» Aim of the task
Search the data for the string "this" and extract every line where it appears.

* start *

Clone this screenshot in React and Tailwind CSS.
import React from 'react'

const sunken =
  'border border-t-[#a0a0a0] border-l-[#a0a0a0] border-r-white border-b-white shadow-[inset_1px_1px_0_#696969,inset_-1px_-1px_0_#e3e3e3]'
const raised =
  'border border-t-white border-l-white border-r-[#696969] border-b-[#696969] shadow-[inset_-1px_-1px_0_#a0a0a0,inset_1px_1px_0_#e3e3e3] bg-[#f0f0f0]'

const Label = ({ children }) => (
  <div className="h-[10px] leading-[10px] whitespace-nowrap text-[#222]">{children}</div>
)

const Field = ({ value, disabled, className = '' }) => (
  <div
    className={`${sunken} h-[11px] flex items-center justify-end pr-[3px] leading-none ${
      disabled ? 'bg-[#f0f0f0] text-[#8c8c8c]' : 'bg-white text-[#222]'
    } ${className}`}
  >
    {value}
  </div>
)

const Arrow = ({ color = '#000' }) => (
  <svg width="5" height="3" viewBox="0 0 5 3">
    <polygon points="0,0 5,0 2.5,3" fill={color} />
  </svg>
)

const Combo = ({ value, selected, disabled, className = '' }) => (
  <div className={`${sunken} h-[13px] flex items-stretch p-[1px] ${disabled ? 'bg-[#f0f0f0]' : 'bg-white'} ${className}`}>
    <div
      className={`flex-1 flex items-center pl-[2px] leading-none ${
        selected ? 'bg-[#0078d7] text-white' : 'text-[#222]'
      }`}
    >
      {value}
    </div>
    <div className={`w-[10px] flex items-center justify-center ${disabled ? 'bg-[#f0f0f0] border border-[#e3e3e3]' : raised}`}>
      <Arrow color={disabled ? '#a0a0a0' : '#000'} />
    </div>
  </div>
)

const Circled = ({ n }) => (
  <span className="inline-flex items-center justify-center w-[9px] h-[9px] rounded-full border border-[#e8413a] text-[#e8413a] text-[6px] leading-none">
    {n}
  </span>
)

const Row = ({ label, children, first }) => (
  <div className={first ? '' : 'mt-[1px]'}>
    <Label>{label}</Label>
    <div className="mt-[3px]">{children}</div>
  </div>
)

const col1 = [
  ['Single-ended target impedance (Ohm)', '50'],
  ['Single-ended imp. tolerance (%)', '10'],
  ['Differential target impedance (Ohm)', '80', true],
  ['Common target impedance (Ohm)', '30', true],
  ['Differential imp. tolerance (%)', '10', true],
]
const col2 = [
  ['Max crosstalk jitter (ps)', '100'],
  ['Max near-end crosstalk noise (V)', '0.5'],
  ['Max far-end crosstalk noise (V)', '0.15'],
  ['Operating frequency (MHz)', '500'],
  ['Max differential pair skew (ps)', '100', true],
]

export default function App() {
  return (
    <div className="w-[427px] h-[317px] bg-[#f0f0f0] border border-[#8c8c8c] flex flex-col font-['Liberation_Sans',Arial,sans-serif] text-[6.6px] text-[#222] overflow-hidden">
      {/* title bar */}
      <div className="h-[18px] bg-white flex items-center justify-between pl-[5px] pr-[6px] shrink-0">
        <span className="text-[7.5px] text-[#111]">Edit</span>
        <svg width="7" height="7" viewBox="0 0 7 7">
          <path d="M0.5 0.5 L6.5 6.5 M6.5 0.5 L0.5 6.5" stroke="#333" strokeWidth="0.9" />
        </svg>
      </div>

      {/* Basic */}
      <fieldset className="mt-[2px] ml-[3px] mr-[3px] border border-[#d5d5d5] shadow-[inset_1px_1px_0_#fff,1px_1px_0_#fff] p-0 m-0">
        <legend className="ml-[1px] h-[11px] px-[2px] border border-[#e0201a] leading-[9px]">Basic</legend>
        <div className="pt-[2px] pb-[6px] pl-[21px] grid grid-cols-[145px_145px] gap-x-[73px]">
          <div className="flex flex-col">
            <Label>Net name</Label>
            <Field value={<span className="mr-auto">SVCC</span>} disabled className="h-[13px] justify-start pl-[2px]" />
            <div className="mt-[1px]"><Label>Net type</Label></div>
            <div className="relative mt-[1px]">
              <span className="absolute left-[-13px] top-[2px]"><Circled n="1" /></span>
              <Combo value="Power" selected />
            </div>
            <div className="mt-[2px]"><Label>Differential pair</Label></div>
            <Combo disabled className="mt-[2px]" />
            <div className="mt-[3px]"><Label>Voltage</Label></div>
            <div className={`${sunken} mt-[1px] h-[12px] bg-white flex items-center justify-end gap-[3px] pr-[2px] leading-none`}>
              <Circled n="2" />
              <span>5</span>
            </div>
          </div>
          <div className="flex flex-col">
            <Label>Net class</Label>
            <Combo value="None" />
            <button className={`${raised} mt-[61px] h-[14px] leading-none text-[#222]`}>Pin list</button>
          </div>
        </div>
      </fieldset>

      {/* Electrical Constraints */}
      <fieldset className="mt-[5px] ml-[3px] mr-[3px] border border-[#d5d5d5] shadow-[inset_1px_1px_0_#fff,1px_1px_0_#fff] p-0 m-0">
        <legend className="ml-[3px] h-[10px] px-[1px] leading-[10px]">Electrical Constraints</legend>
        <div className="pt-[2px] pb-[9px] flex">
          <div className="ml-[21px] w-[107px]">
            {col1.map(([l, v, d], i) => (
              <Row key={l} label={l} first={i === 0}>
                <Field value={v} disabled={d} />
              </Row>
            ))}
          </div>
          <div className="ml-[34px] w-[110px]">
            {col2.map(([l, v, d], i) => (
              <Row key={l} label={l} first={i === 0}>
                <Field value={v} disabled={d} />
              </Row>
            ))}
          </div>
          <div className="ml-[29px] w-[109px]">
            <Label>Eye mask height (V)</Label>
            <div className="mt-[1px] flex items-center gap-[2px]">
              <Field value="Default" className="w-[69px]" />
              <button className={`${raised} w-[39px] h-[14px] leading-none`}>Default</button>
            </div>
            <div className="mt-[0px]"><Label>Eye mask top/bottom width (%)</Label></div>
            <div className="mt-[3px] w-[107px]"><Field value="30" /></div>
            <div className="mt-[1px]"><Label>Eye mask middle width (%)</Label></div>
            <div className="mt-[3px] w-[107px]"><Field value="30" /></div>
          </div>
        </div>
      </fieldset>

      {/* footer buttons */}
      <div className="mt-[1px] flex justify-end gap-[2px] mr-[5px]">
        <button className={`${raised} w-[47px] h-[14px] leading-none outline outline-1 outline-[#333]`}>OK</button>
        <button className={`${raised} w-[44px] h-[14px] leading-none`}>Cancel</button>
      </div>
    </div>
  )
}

* end *
* start *

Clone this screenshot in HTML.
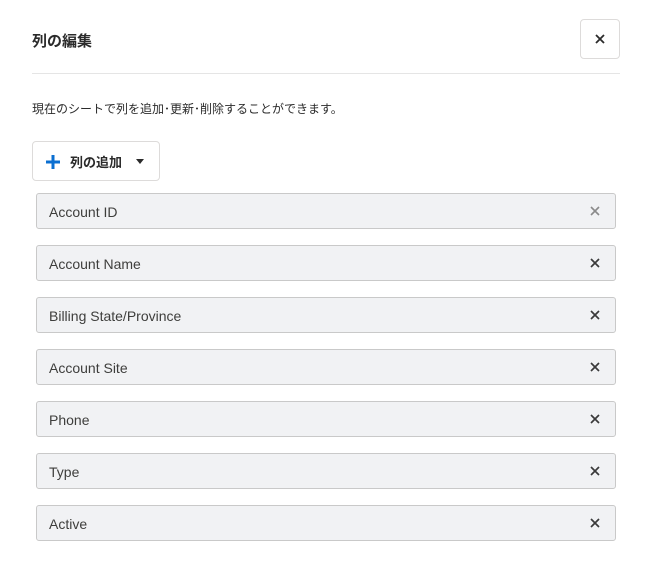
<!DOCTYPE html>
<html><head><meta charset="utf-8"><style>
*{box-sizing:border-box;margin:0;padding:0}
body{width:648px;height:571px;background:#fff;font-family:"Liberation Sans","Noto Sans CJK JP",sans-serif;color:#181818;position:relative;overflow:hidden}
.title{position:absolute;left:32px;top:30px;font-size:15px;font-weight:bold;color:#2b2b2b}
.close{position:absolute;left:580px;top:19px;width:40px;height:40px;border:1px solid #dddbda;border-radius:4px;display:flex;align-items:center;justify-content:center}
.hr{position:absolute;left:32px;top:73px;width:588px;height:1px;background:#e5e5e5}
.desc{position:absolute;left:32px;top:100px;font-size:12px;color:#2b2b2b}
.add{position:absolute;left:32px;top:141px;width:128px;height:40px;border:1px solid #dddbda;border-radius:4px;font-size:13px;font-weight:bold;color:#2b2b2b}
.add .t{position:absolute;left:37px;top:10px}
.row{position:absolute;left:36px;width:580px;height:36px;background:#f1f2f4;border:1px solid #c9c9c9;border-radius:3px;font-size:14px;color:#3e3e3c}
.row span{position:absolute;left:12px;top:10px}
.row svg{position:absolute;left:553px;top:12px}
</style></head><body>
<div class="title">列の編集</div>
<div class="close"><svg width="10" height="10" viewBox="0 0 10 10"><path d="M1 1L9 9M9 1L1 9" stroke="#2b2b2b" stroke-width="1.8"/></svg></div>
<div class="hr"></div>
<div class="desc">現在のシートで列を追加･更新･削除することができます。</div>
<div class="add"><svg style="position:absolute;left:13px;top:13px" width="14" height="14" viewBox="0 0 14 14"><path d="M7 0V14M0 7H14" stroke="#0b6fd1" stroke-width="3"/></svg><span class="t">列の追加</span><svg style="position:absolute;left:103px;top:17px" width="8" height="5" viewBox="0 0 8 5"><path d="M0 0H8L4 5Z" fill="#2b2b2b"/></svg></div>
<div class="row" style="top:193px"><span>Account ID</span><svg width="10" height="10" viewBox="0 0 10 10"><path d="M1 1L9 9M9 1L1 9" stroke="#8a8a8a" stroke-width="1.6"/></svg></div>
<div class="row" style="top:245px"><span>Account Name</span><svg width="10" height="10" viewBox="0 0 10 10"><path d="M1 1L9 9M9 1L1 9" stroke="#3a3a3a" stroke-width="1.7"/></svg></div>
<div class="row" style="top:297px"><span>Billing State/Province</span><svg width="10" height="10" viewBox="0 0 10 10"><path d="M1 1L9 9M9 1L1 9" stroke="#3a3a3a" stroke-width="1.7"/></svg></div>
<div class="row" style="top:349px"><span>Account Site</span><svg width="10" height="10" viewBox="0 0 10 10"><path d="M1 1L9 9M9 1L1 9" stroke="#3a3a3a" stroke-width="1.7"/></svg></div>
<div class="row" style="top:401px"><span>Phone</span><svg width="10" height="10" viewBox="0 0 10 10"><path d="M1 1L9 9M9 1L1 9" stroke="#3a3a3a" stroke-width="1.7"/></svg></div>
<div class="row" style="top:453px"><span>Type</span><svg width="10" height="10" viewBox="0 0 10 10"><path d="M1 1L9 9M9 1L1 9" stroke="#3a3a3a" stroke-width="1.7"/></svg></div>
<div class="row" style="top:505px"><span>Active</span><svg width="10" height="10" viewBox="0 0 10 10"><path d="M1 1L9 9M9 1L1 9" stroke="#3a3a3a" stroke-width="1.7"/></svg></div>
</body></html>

* end *

» Completed task
Clone this screenshot in React and Tailwind CSS.
Clone this screenshot in HTML.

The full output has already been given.